The Future of Education

Edition 12

Accepted Abstracts

Syllabuses

Gholamreza Nasiry, Islamic Azad University, Damavand Branch (Turkey)

Abstract

In order to provide a clearer picture of the structural syllabuses, one needs to know more about the evolution of syllabus design. There are two main classifications of syllabus types in the literature. Wilkins (1976) classifies syllabus types into “analytic” and “synthetic” syllabi. White (1988) further distinguishes between “Type A” and “Type B” syllabi. In contrast, Wilkins’ synthetic syllabus shares a great deal with White’s Type A classification.

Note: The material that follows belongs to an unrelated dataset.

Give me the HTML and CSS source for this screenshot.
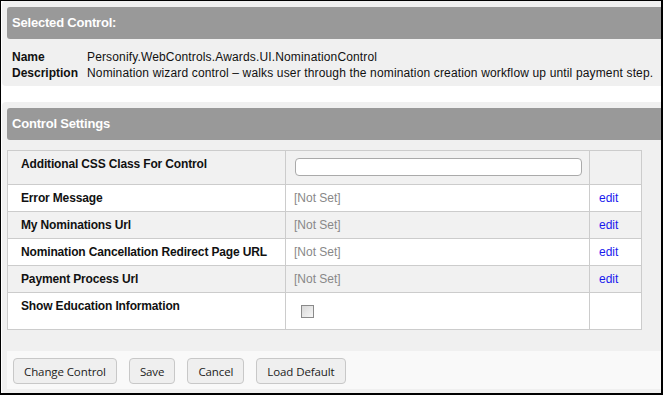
FILE: index.html
```html
<!DOCTYPE html>
<html lang="en">
<head>
    <meta charset="UTF-8">
    <title>Control Settings</title>
    <link rel="stylesheet" href="styles.css">
</head>
<body>
    <div class="frame">
        <!-- Selected control -->
        <div class="panel">
            <div class="panel-header">Selected Control:</div>
            <div class="info">
                <div class="info-label">Name</div>
                <div>Personify.WebControls.Awards.UI.NominationControl</div>
                <div class="info-label">Description</div>
                <div>Nomination wizard control &ndash; walks user through the nomination creation workflow up until payment step.</div>
            </div>
        </div>

        <!-- Settings -->
        <div class="panel settings">
            <div class="panel-header">Control Settings</div>
            <table class="grid">
                <tr class="alt">
                    <td class="label">Additional CSS Class For Control</td>
                    <td><input type="text" class="text-input"></td>
                    <td></td>
                </tr>
                <tr>
                    <td class="label">Error Message</td>
                    <td class="not-set">[Not Set]</td>
                    <td><a href="#" class="edit">edit</a></td>
                </tr>
                <tr class="alt">
                    <td class="label">My Nominations Url</td>
                    <td class="not-set">[Not Set]</td>
                    <td><a href="#" class="edit">edit</a></td>
                </tr>
                <tr>
                    <td class="label">Nomination Cancellation Redirect Page URL</td>
                    <td class="not-set">[Not Set]</td>
                    <td><a href="#" class="edit">edit</a></td>
                </tr>
                <tr class="alt">
                    <td class="label">Payment Process Url</td>
                    <td class="not-set">[Not Set]</td>
                    <td><a href="#" class="edit">edit</a></td>
                </tr>
                <tr>
                    <td class="label">Show Education Information</td>
                    <td><input type="checkbox" class="check"></td>
                    <td></td>
                </tr>
            </table>

            <div class="button-bar">
                <button class="btn">Change Control</button>
                <button class="btn">Save</button>
                <button class="btn">Cancel</button>
                <button class="btn">Load Default</button>
            </div>
        </div>
    </div>
</body>
</html>
```

FILE: styles.css
```css
html, body {
    margin: 0;
    padding: 0;
    background: #fff;
}

body {
    font-family: 'Liberation Sans', Arial, sans-serif;
    font-size: 12px;
    color: #111;
    overflow: hidden;
}

.frame {
    box-sizing: border-box;
    width: 663px;
    height: 395px;
    border-style: solid;
    border-color: #000;
    border-width: 1px 2px 2px 1px;
    overflow: hidden;
}

.panel {
    background: #f0f0f0;
    margin-left: 1px;
    padding: 6px 0 0 5px;
    border-radius: 4px 0 0 4px;
}

.panel-header {
    background: #999;
    color: #fff;
    font-weight: bold;
    font-size: 13px;
    letter-spacing: -0.2px;
    height: 32px;
    line-height: 32px;
    padding-left: 5px;
    border-radius: 3px 0 0 3px;
}

.info {
    display: grid;
    grid-template-columns: 75px 1fr;
    line-height: 16px;
    padding: 10px 0 5px 5px;
    white-space: nowrap;
    letter-spacing: 0.15px;
}

.info-label {
    font-weight: bold;
    letter-spacing: 0;
}

.settings {
    margin-top: 16px;
    padding-bottom: 5px;
}

.grid {
    border-collapse: collapse;
    width: 635px;
    margin-top: 10px;
    table-layout: fixed;
}

.grid td {
    border: 1px solid #ccc;
    padding: 6px 8px 6px 8px;
    vertical-align: top;
    line-height: 14px;
    background: #fff;
}

.grid tr.alt td {
    background: #f1f1f1;
}

.grid td:nth-child(1) {
    width: 256px;
    padding-left: 13px;
}

.grid td:nth-child(3) {
    width: 34px;
    padding-left: 9px;
}

.label {
    font-weight: bold;
    letter-spacing: -0.15px;
}

.not-set {
    color: #888;
}

.edit {
    color: #1a1aee;
    text-decoration: none;
}

.text-input {
    box-sizing: border-box;
    width: 287px;
    height: 18px;
    margin: 1px 0 2px 1px;
    border: 1px solid #aaa;
    border-radius: 4px;
    background: #fff;
    display: block;
}

.check {
    appearance: none;
    box-sizing: border-box;
    width: 13px;
    height: 13px;
    margin: 6px 0 5px 7px;
    border: 1px solid #8a8a8a;
    background: linear-gradient(135deg, #d8d8d8, #f6f6f6);
    display: block;
}

.button-bar {
    background: #f9f9f9;
    margin-top: 21px;
    padding: 7px 0 5px 6px;
    display: flex;
    gap: 12px;
}

.btn {
    font-family: 'Open Sans', 'Noto Sans', sans-serif;
    font-size: 11.5px;
    letter-spacing: -0.1px;
    color: #222;
    background: #efefef;
    border: 1px solid #c8c8c8;
    border-radius: 4px;
    height: 26px;
    padding: 0 10px;
}
```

Wilkins (1976) uses the term “synthetic” to refer to such syllabi as: structural, lexical, notional, functional, and most situational and topical syllabi, in which acquisition is a process of gradual accumulation of separately taught parts, building up to the whole structure of the language. In short, synthetic syllabi can be illuminated in the following description of its basic tenets:

Synthetic syllabi rely on learner’s (assumed) ability to learn a language in parts (e.g. structures and functions) independently of one another, and also to integrate, or synthesise, the pieces when the time comes to use them for communicative purposes (Long & Crookes, 1991, p.28).

The structural syllabus can be classified as “synthetic” (Long & Crooks, 1991), and “Type A” (White, 1988).